■ Dataset section
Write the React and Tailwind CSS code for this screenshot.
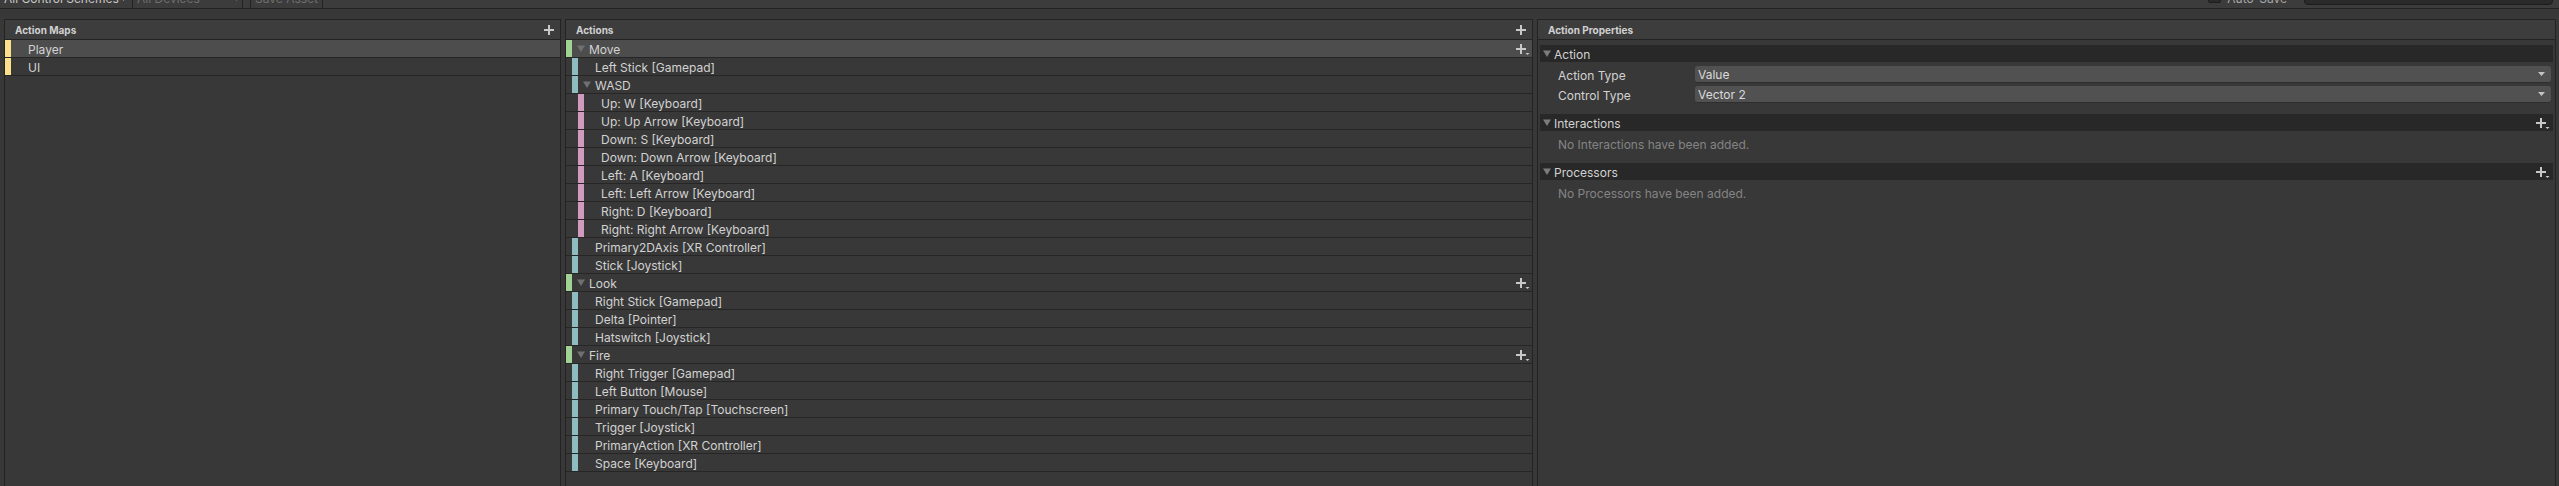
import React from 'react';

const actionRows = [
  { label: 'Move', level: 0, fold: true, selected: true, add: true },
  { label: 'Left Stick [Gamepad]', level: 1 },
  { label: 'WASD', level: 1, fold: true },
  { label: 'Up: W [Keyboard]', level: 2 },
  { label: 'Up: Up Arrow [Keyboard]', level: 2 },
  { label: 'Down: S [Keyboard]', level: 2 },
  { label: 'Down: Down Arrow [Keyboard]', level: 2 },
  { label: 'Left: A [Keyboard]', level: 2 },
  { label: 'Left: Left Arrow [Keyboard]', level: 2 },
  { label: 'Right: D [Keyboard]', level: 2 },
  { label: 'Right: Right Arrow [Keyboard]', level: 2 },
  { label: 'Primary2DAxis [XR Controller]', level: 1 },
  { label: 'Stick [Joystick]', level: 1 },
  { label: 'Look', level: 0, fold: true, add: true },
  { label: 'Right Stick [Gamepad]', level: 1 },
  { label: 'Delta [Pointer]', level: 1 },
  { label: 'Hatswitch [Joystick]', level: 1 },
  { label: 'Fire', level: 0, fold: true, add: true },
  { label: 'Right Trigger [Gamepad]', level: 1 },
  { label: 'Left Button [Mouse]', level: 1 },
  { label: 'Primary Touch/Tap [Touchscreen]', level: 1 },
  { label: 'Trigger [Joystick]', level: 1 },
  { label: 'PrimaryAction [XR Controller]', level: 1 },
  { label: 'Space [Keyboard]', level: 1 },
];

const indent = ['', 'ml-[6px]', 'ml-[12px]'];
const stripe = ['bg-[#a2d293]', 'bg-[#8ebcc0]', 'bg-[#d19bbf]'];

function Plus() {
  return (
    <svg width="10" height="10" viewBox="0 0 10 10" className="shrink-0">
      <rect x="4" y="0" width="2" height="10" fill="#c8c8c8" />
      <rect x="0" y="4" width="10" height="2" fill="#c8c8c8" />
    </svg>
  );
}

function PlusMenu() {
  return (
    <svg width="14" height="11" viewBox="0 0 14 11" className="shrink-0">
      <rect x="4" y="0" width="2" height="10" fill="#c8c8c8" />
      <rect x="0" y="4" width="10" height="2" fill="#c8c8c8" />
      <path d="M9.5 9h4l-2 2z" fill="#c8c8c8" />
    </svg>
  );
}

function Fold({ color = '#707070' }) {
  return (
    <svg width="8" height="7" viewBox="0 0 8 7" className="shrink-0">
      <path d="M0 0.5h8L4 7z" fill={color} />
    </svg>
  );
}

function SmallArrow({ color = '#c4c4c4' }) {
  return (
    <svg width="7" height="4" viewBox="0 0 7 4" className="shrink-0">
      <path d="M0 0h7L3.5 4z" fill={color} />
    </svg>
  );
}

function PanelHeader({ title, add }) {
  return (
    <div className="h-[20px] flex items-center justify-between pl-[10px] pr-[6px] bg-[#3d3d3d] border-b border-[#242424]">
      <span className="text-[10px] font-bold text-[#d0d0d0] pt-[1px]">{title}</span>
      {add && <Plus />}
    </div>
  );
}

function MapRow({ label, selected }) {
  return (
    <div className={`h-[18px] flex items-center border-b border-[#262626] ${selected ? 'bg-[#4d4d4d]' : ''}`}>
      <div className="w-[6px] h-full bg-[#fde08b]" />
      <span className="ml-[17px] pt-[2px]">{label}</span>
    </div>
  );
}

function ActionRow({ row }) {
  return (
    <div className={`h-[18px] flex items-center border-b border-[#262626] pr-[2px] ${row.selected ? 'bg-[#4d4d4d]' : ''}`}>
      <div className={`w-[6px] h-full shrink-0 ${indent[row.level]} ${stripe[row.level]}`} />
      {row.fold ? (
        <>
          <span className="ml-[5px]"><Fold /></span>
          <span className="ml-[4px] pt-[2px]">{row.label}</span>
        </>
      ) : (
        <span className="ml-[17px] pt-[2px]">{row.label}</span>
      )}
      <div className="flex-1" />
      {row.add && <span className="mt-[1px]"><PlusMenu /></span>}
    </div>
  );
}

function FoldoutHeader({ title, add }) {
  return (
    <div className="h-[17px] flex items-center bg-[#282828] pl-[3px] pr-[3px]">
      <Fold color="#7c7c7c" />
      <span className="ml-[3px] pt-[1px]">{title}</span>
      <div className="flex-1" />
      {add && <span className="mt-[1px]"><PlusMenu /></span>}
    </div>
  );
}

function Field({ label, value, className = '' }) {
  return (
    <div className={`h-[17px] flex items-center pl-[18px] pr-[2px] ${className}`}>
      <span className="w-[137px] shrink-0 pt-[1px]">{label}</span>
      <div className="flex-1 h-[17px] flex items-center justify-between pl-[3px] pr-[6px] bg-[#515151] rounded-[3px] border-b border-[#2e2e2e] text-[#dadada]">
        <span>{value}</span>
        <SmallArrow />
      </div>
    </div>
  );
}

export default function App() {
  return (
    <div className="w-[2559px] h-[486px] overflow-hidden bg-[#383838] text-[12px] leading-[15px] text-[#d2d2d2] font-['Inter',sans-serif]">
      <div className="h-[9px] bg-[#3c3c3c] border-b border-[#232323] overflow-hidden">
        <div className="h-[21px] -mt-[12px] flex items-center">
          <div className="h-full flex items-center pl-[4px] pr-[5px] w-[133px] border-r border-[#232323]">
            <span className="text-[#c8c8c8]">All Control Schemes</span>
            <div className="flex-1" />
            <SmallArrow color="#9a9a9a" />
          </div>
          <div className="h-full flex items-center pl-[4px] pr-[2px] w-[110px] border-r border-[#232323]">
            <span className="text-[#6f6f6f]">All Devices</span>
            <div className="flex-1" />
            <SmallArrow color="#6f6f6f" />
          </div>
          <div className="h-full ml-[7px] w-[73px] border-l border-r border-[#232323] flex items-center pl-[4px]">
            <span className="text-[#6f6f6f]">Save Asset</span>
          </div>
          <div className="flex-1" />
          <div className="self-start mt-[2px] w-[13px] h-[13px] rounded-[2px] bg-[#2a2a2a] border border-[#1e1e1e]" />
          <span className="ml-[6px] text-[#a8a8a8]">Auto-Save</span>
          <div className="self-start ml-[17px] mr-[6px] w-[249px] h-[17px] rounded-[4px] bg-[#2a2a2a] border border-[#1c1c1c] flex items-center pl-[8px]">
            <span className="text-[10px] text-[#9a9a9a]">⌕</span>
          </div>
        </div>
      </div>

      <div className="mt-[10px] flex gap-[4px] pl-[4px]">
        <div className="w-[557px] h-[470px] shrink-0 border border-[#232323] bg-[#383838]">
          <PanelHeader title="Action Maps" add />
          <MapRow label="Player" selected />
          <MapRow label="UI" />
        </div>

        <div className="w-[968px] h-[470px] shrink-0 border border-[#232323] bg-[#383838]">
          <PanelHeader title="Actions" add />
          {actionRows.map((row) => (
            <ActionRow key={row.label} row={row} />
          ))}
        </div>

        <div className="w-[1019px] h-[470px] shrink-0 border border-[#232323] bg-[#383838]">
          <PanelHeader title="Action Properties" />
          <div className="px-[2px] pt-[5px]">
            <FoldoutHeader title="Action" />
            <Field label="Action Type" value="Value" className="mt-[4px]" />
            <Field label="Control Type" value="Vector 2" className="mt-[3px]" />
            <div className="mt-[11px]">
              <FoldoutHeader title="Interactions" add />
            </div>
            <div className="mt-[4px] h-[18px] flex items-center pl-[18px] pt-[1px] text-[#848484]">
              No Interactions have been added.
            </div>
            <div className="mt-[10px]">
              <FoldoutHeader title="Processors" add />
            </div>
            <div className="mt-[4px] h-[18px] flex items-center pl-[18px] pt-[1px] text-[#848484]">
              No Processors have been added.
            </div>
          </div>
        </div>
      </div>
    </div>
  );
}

■ Description of the task
Please restate the material above line by line, exactly, beginning at its first line and ending with the line that contains "import React from 'react';", without any pictures.

■ Complete response
Write the React and Tailwind CSS code for this screenshot.
import React from 'react';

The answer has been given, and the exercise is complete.